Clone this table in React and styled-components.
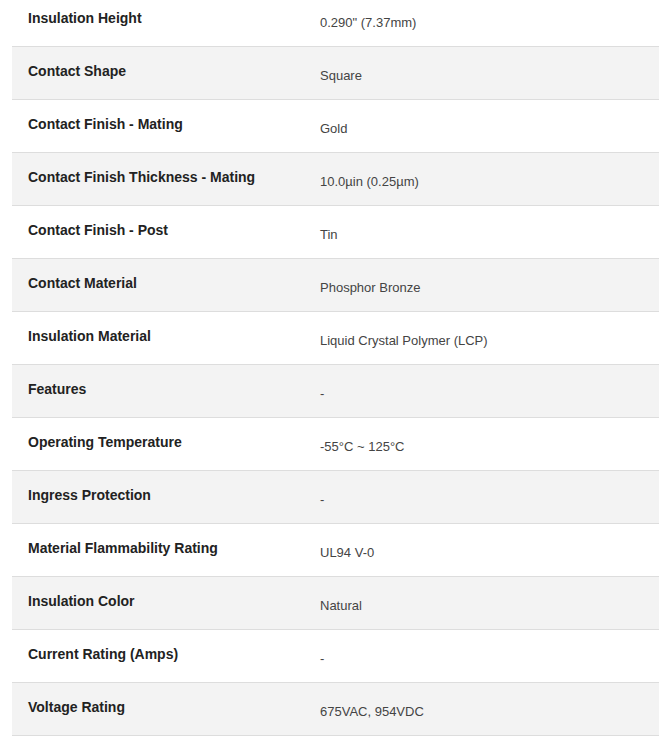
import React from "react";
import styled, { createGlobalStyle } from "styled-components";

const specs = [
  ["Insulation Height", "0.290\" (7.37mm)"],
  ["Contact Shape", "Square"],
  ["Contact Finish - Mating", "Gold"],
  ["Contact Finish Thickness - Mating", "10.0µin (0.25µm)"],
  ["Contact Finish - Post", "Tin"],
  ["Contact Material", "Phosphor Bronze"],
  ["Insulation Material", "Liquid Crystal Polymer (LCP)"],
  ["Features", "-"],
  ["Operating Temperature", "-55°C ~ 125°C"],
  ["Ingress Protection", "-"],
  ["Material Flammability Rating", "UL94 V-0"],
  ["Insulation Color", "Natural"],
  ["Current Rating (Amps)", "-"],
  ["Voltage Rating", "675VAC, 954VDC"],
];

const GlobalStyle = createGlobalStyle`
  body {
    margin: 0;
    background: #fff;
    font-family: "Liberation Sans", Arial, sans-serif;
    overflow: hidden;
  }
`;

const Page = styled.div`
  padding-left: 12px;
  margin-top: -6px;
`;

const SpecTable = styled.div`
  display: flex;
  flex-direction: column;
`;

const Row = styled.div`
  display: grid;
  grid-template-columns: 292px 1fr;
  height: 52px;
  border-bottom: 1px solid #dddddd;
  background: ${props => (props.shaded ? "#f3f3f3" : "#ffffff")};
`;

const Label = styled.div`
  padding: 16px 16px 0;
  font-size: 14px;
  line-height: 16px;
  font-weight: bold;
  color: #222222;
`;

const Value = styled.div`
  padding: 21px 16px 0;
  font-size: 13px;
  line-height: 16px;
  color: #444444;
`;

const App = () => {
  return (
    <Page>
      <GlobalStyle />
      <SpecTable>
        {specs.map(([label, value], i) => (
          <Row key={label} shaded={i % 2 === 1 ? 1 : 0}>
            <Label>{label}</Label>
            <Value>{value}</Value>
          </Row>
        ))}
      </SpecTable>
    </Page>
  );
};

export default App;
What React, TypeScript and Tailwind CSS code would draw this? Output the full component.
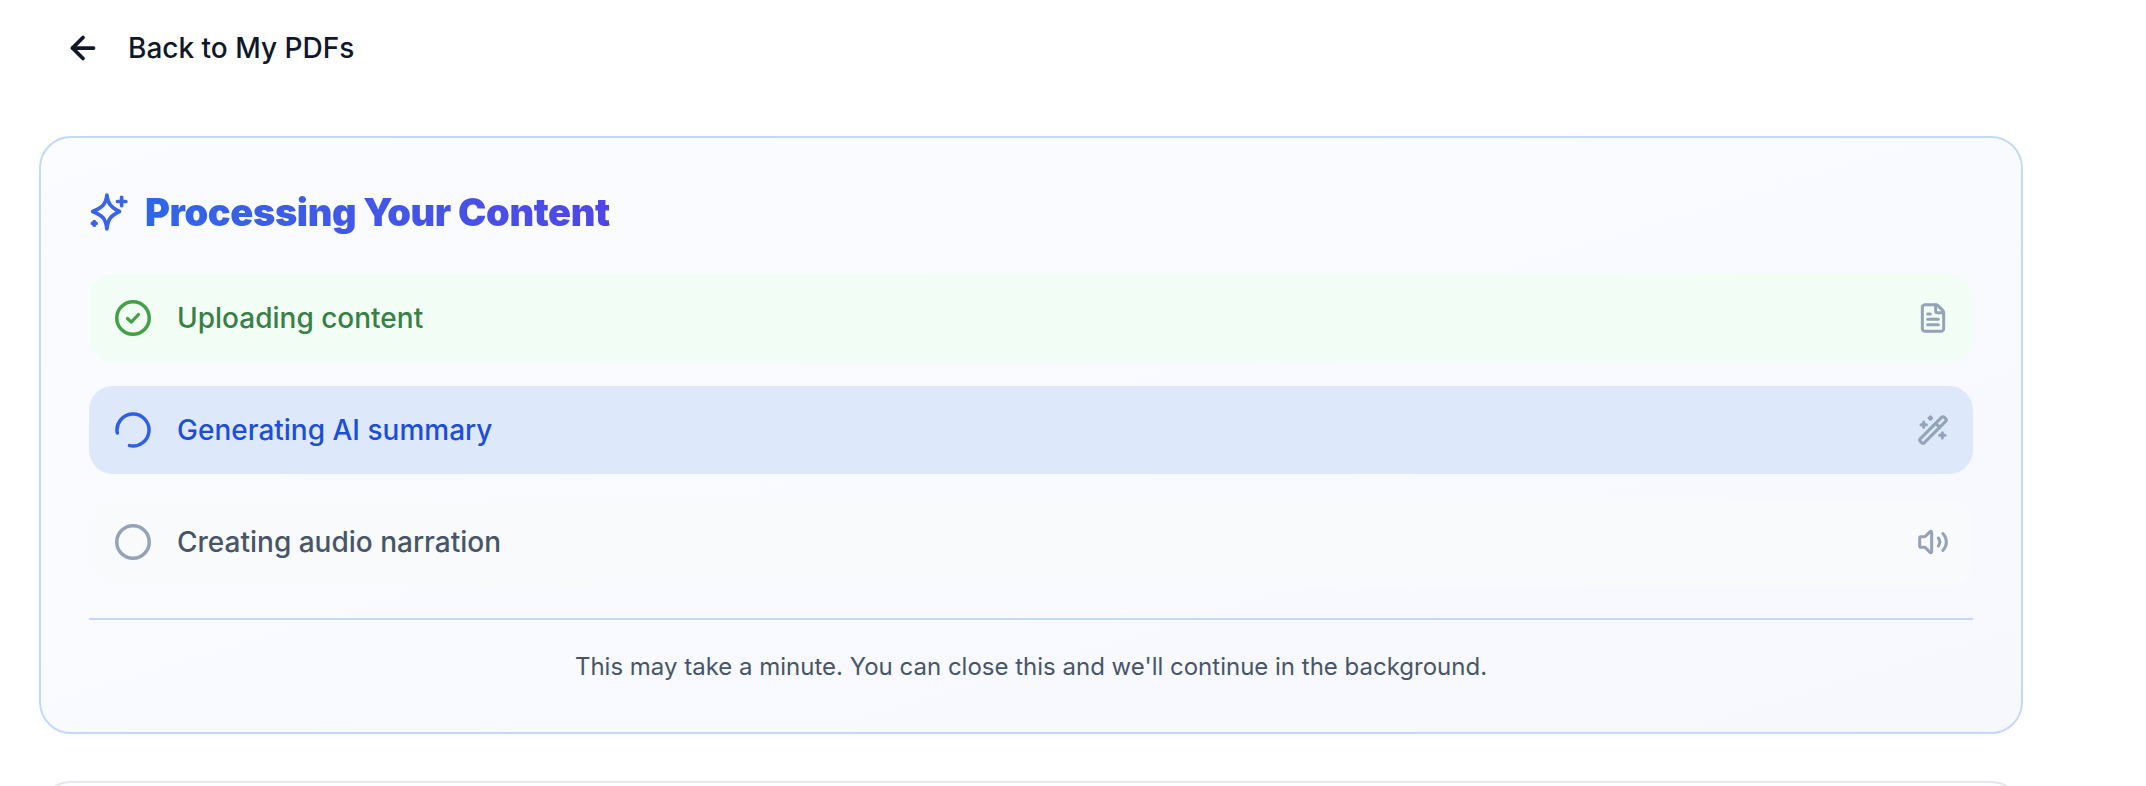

::::::::

Every record is to be reproduced exactly, with no pictures included.

Clone this table in React and styled-components.
import React from "react";
import styled, { createGlobalStyle } from "styled-components";

const specs = [
  ["Insulation Height", "0.290\" (7.37mm)"],
  ["Contact Shape", "Square"],
  ["Contact Finish - Mating", "Gold"],
  ["Contact Finish Thickness - Mating", "10.0µin (0.25µm)"],
  ["Contact Finish - Post", "Tin"],
  ["Contact Material", "Phosphor Bronze"],
  ["Insulation Material", "Liquid Crystal Polymer (LCP)"],
  ["Features", "-"],
  ["Operating Temperature", "-55°C ~ 125°C"],
  ["Ingress Protection", "-"],
  ["Material Flammability Rating", "UL94 V-0"],
  ["Insulation Color", "Natural"],
  ["Current Rating (Amps)", "-"],
  ["Voltage Rating", "675VAC, 954VDC"],
];

const GlobalStyle = createGlobalStyle`
  body {
    margin: 0;
    background: #fff;
    font-family: "Liberation Sans", Arial, sans-serif;
    overflow: hidden;
  }
`;

const Page = styled.div`
  padding-left: 12px;
  margin-top: -6px;
`;

const SpecTable = styled.div`
  display: flex;
  flex-direction: column;
`;

const Row = styled.div`
  display: grid;
  grid-template-columns: 292px 1fr;
  height: 52px;
  border-bottom: 1px solid #dddddd;
  background: ${props => (props.shaded ? "#f3f3f3" : "#ffffff")};
`;

const Label = styled.div`
  padding: 16px 16px 0;
  font-size: 14px;
  line-height: 16px;
  font-weight: bold;
  color: #222222;
`;

const Value = styled.div`
  padding: 21px 16px 0;
  font-size: 13px;
  line-height: 16px;
  color: #444444;
`;

const App = () => {
  return (
    <Page>
      <GlobalStyle />
      <SpecTable>
        {specs.map(([label, value], i) => (
          <Row key={label} shaded={i % 2 === 1 ? 1 : 0}>
            <Label>{label}</Label>
            <Value>{value}</Value>
          </Row>
        ))}
      </SpecTable>
    </Page>
  );
};

export default App;
What React, TypeScript and Tailwind CSS code would draw this? Output the full component.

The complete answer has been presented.